What did these titles have in common? Every week in the summer of 1986, one of these was the offering of "so bad it's good" cinema on this thirteen episode syndicated show. If for nothing else "Canned Film Festival" was invaluable for introducing people to the realm of the golden turkey movies, which had had a renewed interest in recent times. However, even in the dawn of the video age, a lot of these titles were hard to come by. Therefore, anyone who dared got a good crash course on the best of the worst in the summer of 86. Now if only summer school was THIS beneficial...

However, rather than just present the films on their own, some producer saw fit to insert wraparound segments featuring former SNL comedienne Laraine Newman as an usher in this representative set of a movie theatre, who also discuss the film in question with the regular bunch of goons that show up there every week. Considering this theatre was only filled every week with these five or six geeks, it's no wonder the Canned Film Theatre only stayed open thirteen weeks!

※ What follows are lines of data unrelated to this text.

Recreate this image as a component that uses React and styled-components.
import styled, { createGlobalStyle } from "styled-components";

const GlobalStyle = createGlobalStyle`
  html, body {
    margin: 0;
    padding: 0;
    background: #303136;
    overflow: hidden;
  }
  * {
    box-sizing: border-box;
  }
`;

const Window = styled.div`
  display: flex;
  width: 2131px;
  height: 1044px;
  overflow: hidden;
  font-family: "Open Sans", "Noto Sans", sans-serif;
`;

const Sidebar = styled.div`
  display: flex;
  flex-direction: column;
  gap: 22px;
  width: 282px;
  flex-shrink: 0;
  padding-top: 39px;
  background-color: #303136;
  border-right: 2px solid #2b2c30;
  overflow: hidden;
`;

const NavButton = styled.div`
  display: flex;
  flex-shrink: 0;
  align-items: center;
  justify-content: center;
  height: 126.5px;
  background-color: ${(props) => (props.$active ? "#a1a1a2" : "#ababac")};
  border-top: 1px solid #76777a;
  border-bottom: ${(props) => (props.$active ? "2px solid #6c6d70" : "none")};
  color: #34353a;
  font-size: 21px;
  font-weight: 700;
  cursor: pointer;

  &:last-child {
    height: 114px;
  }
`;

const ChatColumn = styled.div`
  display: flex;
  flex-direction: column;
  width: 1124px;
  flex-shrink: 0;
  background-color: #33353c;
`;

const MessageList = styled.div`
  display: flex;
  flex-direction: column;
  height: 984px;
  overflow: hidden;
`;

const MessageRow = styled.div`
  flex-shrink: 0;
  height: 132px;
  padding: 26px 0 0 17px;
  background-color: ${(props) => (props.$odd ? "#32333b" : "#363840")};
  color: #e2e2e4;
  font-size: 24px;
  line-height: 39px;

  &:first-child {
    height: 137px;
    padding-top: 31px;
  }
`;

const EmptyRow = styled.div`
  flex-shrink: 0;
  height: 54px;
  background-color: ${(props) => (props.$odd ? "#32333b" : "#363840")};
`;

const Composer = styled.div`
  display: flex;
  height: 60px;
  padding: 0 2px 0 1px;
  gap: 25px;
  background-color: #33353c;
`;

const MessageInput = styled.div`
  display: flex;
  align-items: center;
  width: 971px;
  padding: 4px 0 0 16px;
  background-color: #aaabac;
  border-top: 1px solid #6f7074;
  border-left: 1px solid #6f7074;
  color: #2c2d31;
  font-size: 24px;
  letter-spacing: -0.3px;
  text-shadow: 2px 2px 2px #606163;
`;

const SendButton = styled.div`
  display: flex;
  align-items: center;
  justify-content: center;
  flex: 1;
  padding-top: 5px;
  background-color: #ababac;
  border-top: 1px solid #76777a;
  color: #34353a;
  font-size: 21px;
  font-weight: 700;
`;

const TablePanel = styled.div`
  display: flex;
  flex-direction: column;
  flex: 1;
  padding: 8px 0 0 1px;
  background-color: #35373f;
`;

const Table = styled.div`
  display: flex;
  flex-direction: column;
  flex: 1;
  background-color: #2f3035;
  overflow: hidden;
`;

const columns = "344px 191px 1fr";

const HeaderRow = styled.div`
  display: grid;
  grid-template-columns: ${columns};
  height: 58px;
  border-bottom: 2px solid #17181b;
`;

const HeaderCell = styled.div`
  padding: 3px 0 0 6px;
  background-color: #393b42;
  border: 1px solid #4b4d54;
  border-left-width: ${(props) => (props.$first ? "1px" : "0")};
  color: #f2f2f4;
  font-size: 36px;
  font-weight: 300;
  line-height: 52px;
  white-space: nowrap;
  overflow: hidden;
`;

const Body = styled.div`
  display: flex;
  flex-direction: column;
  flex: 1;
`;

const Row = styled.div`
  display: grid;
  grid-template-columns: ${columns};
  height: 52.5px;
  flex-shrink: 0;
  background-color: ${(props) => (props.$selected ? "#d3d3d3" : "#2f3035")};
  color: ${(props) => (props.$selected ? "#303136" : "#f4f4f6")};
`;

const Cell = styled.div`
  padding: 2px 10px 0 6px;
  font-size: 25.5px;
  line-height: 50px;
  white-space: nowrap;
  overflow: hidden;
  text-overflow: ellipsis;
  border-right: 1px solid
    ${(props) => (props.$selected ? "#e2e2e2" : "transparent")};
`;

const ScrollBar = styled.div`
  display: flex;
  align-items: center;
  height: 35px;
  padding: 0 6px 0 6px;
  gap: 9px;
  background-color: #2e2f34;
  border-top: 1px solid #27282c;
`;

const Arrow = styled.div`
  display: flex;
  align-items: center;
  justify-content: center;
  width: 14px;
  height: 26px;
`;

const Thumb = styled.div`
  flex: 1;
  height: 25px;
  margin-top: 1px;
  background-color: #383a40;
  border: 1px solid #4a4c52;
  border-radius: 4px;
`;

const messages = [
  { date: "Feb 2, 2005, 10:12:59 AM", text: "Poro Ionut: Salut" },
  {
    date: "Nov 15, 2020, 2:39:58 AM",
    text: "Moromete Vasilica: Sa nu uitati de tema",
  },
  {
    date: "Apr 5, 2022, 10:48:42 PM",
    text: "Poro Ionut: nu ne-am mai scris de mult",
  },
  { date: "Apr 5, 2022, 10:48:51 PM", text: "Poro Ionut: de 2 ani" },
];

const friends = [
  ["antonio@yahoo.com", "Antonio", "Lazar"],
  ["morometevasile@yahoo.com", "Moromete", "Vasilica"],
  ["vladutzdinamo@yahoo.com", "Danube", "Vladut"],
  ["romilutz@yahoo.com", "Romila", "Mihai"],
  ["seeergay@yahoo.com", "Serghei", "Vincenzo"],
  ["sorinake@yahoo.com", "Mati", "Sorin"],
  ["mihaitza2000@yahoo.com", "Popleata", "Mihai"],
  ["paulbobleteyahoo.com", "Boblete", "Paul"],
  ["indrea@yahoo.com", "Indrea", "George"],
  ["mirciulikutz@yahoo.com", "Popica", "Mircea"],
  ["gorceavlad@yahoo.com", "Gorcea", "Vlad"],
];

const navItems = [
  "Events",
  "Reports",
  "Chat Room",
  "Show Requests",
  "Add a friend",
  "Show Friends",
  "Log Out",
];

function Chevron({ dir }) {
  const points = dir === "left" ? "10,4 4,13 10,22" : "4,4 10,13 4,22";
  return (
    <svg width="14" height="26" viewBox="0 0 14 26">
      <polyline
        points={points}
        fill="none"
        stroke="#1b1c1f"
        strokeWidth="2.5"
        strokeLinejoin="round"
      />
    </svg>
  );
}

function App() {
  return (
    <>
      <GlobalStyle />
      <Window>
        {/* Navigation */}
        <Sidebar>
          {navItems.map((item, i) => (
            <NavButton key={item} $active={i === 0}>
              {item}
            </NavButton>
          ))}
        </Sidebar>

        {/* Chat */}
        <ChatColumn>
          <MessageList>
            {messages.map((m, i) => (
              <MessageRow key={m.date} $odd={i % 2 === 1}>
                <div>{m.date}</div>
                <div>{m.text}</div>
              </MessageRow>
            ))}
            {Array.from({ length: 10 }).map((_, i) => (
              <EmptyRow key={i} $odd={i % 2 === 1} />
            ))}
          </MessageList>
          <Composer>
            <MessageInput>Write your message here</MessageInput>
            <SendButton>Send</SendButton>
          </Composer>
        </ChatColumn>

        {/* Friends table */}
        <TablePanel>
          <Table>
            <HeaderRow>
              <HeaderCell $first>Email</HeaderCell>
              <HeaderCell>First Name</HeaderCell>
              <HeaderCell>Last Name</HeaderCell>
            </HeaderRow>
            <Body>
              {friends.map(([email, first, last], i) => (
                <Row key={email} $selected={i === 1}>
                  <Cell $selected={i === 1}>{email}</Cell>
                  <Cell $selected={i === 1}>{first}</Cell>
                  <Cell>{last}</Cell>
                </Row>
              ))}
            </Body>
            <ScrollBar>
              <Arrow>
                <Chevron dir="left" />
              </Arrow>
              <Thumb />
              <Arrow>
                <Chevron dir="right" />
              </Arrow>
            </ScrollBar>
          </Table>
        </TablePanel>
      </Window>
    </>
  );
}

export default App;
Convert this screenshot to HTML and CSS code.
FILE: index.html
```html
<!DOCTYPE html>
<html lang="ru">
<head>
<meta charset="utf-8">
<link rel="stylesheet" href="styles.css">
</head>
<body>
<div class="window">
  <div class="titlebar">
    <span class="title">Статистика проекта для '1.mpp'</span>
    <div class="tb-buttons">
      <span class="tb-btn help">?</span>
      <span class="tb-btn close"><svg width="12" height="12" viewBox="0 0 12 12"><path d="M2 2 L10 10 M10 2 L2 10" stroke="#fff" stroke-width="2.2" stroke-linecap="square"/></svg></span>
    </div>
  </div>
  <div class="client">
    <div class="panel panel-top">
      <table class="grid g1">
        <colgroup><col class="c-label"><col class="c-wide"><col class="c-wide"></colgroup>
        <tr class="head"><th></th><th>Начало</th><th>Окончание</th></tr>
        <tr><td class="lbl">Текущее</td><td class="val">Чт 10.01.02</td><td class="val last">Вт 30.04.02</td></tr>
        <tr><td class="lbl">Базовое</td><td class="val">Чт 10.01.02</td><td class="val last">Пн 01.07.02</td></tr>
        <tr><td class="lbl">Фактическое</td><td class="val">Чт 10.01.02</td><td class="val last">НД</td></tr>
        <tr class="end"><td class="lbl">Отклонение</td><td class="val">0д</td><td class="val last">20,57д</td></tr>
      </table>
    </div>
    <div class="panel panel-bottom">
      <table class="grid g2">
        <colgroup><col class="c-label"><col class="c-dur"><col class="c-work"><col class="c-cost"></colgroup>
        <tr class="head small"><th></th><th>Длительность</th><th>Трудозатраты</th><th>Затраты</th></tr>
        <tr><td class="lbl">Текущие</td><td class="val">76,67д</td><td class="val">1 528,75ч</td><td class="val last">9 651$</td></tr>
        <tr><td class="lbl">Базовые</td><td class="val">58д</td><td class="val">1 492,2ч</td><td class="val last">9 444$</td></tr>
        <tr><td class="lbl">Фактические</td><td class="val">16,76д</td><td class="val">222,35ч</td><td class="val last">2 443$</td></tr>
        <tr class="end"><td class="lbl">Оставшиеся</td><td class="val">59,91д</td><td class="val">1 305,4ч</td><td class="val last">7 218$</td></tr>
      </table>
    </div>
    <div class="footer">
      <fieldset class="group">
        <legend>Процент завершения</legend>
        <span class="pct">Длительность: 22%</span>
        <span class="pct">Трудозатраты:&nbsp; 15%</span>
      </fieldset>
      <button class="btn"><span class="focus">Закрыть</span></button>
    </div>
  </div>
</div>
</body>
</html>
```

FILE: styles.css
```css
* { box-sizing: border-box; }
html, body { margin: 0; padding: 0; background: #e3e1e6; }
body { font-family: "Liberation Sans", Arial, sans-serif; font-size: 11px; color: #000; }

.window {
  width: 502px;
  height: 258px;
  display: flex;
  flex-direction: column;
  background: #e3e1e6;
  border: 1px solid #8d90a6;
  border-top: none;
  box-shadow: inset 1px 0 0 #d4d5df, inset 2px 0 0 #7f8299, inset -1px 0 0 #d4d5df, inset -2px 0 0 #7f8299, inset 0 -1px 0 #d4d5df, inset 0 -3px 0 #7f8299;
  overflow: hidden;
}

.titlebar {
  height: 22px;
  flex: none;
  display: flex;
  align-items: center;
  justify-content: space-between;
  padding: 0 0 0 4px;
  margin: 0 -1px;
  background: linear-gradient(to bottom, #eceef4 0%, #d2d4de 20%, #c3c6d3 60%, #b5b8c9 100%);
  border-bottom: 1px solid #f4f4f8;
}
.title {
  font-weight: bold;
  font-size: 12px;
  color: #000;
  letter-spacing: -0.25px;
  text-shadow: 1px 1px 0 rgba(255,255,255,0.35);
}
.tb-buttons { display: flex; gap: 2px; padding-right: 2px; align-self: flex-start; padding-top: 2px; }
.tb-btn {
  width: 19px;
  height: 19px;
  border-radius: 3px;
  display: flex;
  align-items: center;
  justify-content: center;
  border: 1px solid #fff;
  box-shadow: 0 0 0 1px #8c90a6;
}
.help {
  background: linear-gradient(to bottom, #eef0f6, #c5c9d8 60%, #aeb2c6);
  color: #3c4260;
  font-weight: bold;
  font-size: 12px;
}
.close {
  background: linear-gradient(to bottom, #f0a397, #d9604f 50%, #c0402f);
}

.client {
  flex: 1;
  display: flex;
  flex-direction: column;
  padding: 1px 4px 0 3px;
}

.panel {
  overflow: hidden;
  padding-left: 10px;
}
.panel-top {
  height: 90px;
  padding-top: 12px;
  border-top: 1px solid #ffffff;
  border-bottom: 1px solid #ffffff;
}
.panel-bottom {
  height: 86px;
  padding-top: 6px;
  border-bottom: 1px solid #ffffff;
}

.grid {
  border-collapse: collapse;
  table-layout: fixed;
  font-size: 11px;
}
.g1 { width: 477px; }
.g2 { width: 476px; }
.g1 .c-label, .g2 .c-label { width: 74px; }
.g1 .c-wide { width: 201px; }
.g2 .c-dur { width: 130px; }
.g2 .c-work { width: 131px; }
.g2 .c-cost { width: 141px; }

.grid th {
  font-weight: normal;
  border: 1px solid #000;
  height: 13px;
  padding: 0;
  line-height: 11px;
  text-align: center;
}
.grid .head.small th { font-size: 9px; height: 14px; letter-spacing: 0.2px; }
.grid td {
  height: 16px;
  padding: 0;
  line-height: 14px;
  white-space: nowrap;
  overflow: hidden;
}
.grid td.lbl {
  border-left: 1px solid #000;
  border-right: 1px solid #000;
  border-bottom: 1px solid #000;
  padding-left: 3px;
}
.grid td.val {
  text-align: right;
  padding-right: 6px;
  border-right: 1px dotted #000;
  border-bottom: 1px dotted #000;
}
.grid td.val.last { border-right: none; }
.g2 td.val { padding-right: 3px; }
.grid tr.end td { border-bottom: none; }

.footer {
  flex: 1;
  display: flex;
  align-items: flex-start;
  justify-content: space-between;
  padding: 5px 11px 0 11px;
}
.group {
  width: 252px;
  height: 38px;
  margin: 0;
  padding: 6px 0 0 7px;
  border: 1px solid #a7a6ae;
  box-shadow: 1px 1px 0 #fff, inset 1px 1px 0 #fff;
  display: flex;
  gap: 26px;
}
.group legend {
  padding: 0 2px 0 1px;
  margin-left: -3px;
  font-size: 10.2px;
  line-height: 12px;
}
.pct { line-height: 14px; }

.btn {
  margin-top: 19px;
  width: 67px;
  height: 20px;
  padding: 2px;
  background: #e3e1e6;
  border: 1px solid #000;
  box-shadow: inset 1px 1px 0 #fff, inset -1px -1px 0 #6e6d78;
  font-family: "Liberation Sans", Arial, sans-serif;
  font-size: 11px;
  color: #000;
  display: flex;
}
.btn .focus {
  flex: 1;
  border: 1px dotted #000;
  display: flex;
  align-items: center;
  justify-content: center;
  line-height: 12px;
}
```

Someone forgot that the true laughs of this show came from the films in question, and not, certainly not, from the pathetic "comedy" offered up by the twerps in the theatre. Sample dialogue (from the episode which programmed SANTA CLAUS CONQUERS THE MARTIANS, featuring a very young Pia Zadora):

Twerp: Pia Zadora?!?! Does she take her clothes off?

Laraine Newman:She's only eight years old.

Twerp: So?

Barrel of laughs these folks are. One wonders what Starbucks they work at now.

This "comic relief" might be forgivable if it didn't cut into the programming that people really came to see. Because "Canned Film Festival" was made for a 90-minute timeslot, that left roughly 72 minutes of show, including the new footage in the theatre. Therefore, the films were cut down to barely an hour. ROBOT MONSTER was missing all the bizarre dinosaur footage, and the immortal jukebox segment from THE CRAWLING HAND was missing in action.

Even so, as the video age opened the doors of bad cinema to a new generation, "Canned Film Festival" was a noteworthy little primer that is still well remembered by discriminating insomniacs.